The project will be two-tiered, consisting of wholesale and retail operations. The CDB, as the wholesaler in the program, will lend to and arrange technical support for participating financial institutions (PFIs) at the retail level.

Some US$95 million will be channeled by CDB to PFIs, with a maturity of up to 10 years and a grace period of up to five years for on-lending to MSEs. The PFIs will lend the funds to MSEs at commercial interest rates.

Another US$5 million will be used to fund specialized and comprehensive technical assistance to the CDB and PFIs to strengthen their institutional capacity and skills for handling MSE-targeted lending.

"Micro and small enterprises play an essential part in China's efforts to build a harmonious society," said David Dollar, World Bank country director for China.

"We hope the project will demonstrate to Chinese banks that lending to MSEs can be commercially sustainable so that private-sector MSEs can expand, creating jobs and income growth and reducing poverty."

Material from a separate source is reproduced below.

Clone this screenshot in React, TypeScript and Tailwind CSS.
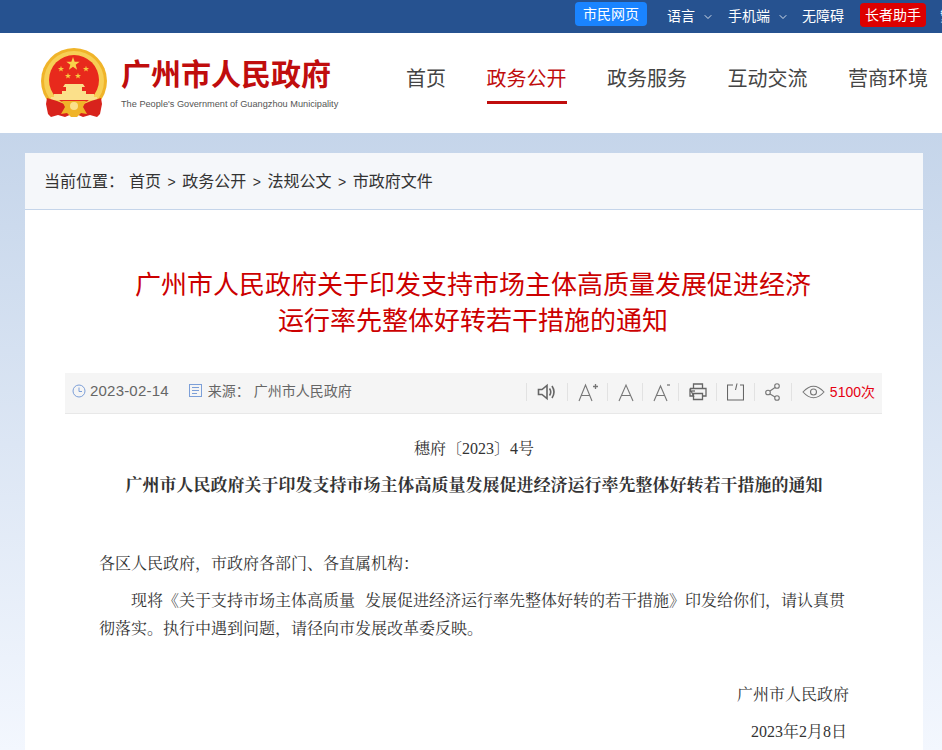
import React from "react";
import { ChevronDown } from "lucide-react";

const cjk = "font-['Liberation_Sans','Noto_Sans_CJK_SC',sans-serif]";
const song = "font-['Liberation_Serif','Noto_Serif_CJK_SC','Noto_Sans_CJK_SC',serif]";

function star(cx: number, cy: number, r: number) {
    const pts: string[] = [];
    for (let i = 0; i < 10; i++) {
        const rr = i % 2 === 0 ? r : r * 0.4;
        const a = (Math.PI / 5) * i - Math.PI / 2;
        pts.push(`${(cx + rr * Math.cos(a)).toFixed(2)},${(cy + rr * Math.sin(a)).toFixed(2)}`);
    }
    return pts.join(" ");
}

function Emblem() {
    return (
        <svg width="68" height="72" viewBox="0 0 68 72">
            {/* gold ring */}
            <circle cx="34" cy="33" r="33" fill="#f0b429" />
            <circle cx="34" cy="33" r="30" fill="#f7cf55" />
            <circle cx="34" cy="32" r="25" fill="#e8291c" />
            {/* stars */}
            <polygon points={star(33, 16, 7)} fill="#f8d24a" />
            <polygon points={star(21, 21, 3.2)} fill="#f6c93f" />
            <polygon points={star(46, 21, 3.2)} fill="#f6c93f" />
            <polygon points={star(28, 28, 3.2)} fill="#f6c93f" />
            <polygon points={star(38, 28, 3.2)} fill="#f6c93f" />
            {/* gate */}
            <path d="M25 36h18l2 3H23zM26 39h16v4H26zM22 43h24v3H22zM14 46h40v3H14zM11 49h46v3H11z" fill="#fbe08a" />
            {/* ribbons */}
            <path d="M7 50l10 3 12 5 3 8-7 3-7-2-7 2-3-3-2-10z" fill="#d8231c" />
            <path d="M61 50l-10 3-12 5-3 8 7 3 7-2 7 2 3-3 2-10z" fill="#d8231c" />
            <path d="M22 53h24l-3 6 4 7-6-1-4 4h-6l-4-4-6 1 4-7z" fill="#f0b429" />
            <circle cx="34" cy="58" r="4" fill="#fbe08a" />
        </svg>
    );
}

function Sep() {
    return <span className="w-px h-[18px] bg-[#e2e2e2]" />;
}

export default function App() {
    const nav = ["首页", "政务公开", "政务服务", "互动交流", "营商环境"];
    return (
        <div className={`${cjk} w-[942px] h-[750px] overflow-hidden bg-gradient-to-b from-[#c5d5ea] from-[133px] to-[#f3f7fe] to-[750px] text-[#333333]`}>
            {/* Top bar */}
            <div className="h-[33px] bg-[#265290] flex items-center pl-[575px] text-white text-sm whitespace-nowrap overflow-hidden">
                <span className="w-[72px] h-6 -mt-[5px] shrink-0 bg-[#1a84ff] rounded-sm flex items-center justify-center">市民网页</span>
                <span className="ml-5 -mt-[2px] shrink-0">语言</span>
                <ChevronDown size={12} className="ml-[7px] shrink-0 text-[#d5deea]" />
                <span className="ml-[14px] -mt-[2px] shrink-0">手机端</span>
                <ChevronDown size={12} className="ml-[7px] shrink-0 text-[#d5deea]" />
                <span className="ml-[13px] -mt-[2px] shrink-0">无障碍</span>
                <span className="ml-4 w-[66px] h-6 -mt-[3px] shrink-0 bg-[#dd0000] rounded-sm flex items-center justify-center">长者助手</span>
                <span className="ml-[14px] -mt-[2px] shrink-0">繁体</span>
            </div>

            {/* Header */}
            <div className="h-[100px] bg-white flex items-center whitespace-nowrap overflow-hidden">
                <div className="ml-[40px] mt-[1px] shrink-0">
                    <Emblem />
                </div>
                <div className="ml-[13px] w-[285px] shrink-0">
                    <div className="text-[30px] leading-[38px] font-bold text-[#c00d0d]">广州市人民政府</div>
                    <div className="text-[9.2px] leading-[14px] mt-[3px] text-[#555555] font-['Liberation_Sans',sans-serif]">The People's Government of Guangzhou Municipality</div>
                </div>
                <div className="flex gap-[40.500px] h-full shrink-0">
                    {nav.map((n) => (
                        <a key={n} className={`h-[37px] mt-[1px] pt-[30px] leading-[30px] text-xl box-content ${n === "政务公开" ? "text-[#c00d0d] border-b-[3px] border-[#c00d0d]" : "text-[#444444]"}`}>
                            {n}
                        </a>
                    ))}
                </div>
            </div>

            {/* Main card */}
            <div className="mt-5 ml-[25px] w-[898px] bg-white pb-10">
                <div className="h-[57px] bg-[#f5f7fa] border-b border-[#c5d5ea] pl-[19px] pt-px flex items-center text-base text-[#333333]">
                    <span className="mr-[5px]">当前位置：</span>
                    <span>首页</span>
                    <span className="mx-[6.5px] text-sm">&gt;</span>
                    <span>政务公开</span>
                    <span className="mx-[6.5px] text-sm">&gt;</span>
                    <span>法规公文</span>
                    <span className="mx-[6.5px] text-sm">&gt;</span>
                    <span>市政府文件</span>
                </div>

                <h1 className="mt-[57px] pr-[2px] text-center text-[26px] leading-[36px] text-[#cc0000]">
                    广州市人民政府关于印发支持市场主体高质量发展促进经济
                    <br />
                    运行率先整体好转若干措施的通知
                </h1>

                {/* Meta bar */}
                <div className="mt-[34px] ml-10 w-[817px] h-[41px] bg-[#f5f5f5] border-b border-[#e8e8e8] pb-[3px] flex items-center text-[#666666] whitespace-nowrap">
                    <svg width="14" height="14" viewBox="0 0 14 14" fill="none" stroke="#7c9fd8" strokeWidth="1" className="ml-[7px] -mt-[2px]">
                        <circle cx="7" cy="7" r="6" />
                        <path d="M7 3.500V7.500H10" />
                    </svg>
                    <span className="ml-[4px] text-[15px] tracking-[0.2px]">2023-02-14</span>
                    <svg width="13" height="13" viewBox="0 0 13 13" fill="none" stroke="#7c9fd8" strokeWidth="1" className="ml-[20px] -mt-[2px]">
                        <rect x="0.500" y="0.500" width="12" height="12" />
                        <path d="M3 3.500H10M3 6.500H10M3 9.500H8" />
                    </svg>
                    <span className="ml-[6px] -mt-px text-sm">来源：</span>
                    <span className="ml-[4px] -mt-px text-sm">广州市人民政府</span>
                    <div className="ml-auto flex items-center gap-[10px] text-[#777777]">
                        <Sep />
                        <svg width="20" height="18" viewBox="0 0 20 18" fill="none" stroke="#666666" strokeWidth="1.600">
                            <path d="M1.500 6.500H5L10 2.500V15.500L5 11.500H1.500Z" />
                            <path d="M12.500 5.500Q15 9 12.500 12.500M15 3Q19 9 15 15" />
                        </svg>
                        <Sep />
                        <svg width="20" height="20" viewBox="0 0 20 20" fill="none" stroke="#777777" strokeWidth="1.100" className="-mr-px">
                            <path d="M1 19L7.500 3 14 19M3.500 13.500H11.500" />
                            <path d="M15 4.500H20M17.500 2V7" strokeWidth="1.300" />
                        </svg>
                        <Sep />
                        <svg width="16" height="20" viewBox="0 0 16 20" fill="none" stroke="#777777" strokeWidth="1.100" className="-mr-[2px]">
                            <path d="M1 19L8 3 15 19M3.500 13.500H12.500" />
                        </svg>
                        <Sep />
                        <svg width="17" height="20" viewBox="0 0 17 20" fill="none" stroke="#777777" strokeWidth="1.100" className="-mr-[2px]">
                            <path d="M1 19L7.500 4 14 19M3.500 13.500H11.500" />
                            <path d="M14 3H17" strokeWidth="1.300" />
                        </svg>
                        <Sep />
                        <svg width="18" height="18" viewBox="0 0 18 18" fill="none" stroke="#666666" strokeWidth="1.300" className="-mr-px">
                            <path d="M4.500 5V1H13.500V5M1 5.500H17V13H13.500M4.500 13H1V5.500Z" />
                            <path d="M4.500 10.500H13.500V16.500H4.500Z" />
                            <path d="M3 8H6" />
                        </svg>
                        <Sep />
                        <svg width="17" height="18" viewBox="0 0 17 18" fill="none" stroke="#666666" strokeWidth="1.100">
                            <path d="M6 2H0.500V17H16.500V2H13" />
                            <path d="M8.500 7L10 0.500" />
                        </svg>
                        <Sep />
                        <svg width="16" height="18" viewBox="0 0 16 18" fill="none" stroke="#777777" strokeWidth="1.100">
                            <circle cx="12" cy="3" r="2.300" />
                            <circle cx="3" cy="9.500" r="2.300" />
                            <circle cx="12" cy="15" r="2.300" />
                            <path d="M10 4.500L5 8M5 11L10 14" />
                        </svg>
                        <Sep />
                        <svg width="23" height="14" viewBox="0 0 23 14" fill="none" stroke="#777777" strokeWidth="1.100">
                            <path d="M1 7Q11.500 -4.500 22 7Q11.500 18.500 1 7Z" />
                            <circle cx="11.500" cy="7" r="3" />
                        </svg>
                        <span className="-ml-[5px] mr-[7px] text-sm text-[#e60012]">5100次</span>
                    </div>
                </div>

                {/* Article */}
                <div className={`px-[74px] text-base text-[#333333] ${song}`}>
                    <p className="mt-[23px] text-center leading-[24px]">穗府〔2023〕4号</p>
                    <p className="mt-[13px] -mx-4 text-center text-[17px] leading-[24px] font-bold">广州市人民政府关于印发支持市场主体高质量发展促进经济运行率先整体好转若干措施的通知</p>
                    <p className="mt-[52px] leading-[28px]">各区人民政府，市政府各部门、各直属机构：</p>
                    <p className="mt-[9px] -mr-[3px] leading-[28px] indent-8 [word-spacing:6px]">
                        现将《关于支持市场主体高质量 发展促进经济运行率先整体好转的若干措施》印发给你们，请认真贯彻落实。执行中遇到问题，请径向市发展改革委反映。
                    </p>
                    <p className="mt-[38px] leading-[28px] text-right">广州市人民政府</p>
                    <p className="mt-[9px] pr-[2px] leading-[28px] text-right">2023年2月8日</p>
                </div>
            </div>
        </div>
    );
}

Germany's aid agency KFW has provided parallel financing under the MSE finance project with a loan of US$50 million and a grant of three million euros from the German government.

To meet the challenges it faces in maintaining sustainable economic growth, China has shifted its strategy to diversify its economic and financial resources and raise the efficiency of resource allocation.

One potential source for more efficient growth, World Bank economists hold, is micro, small and medium enterprises.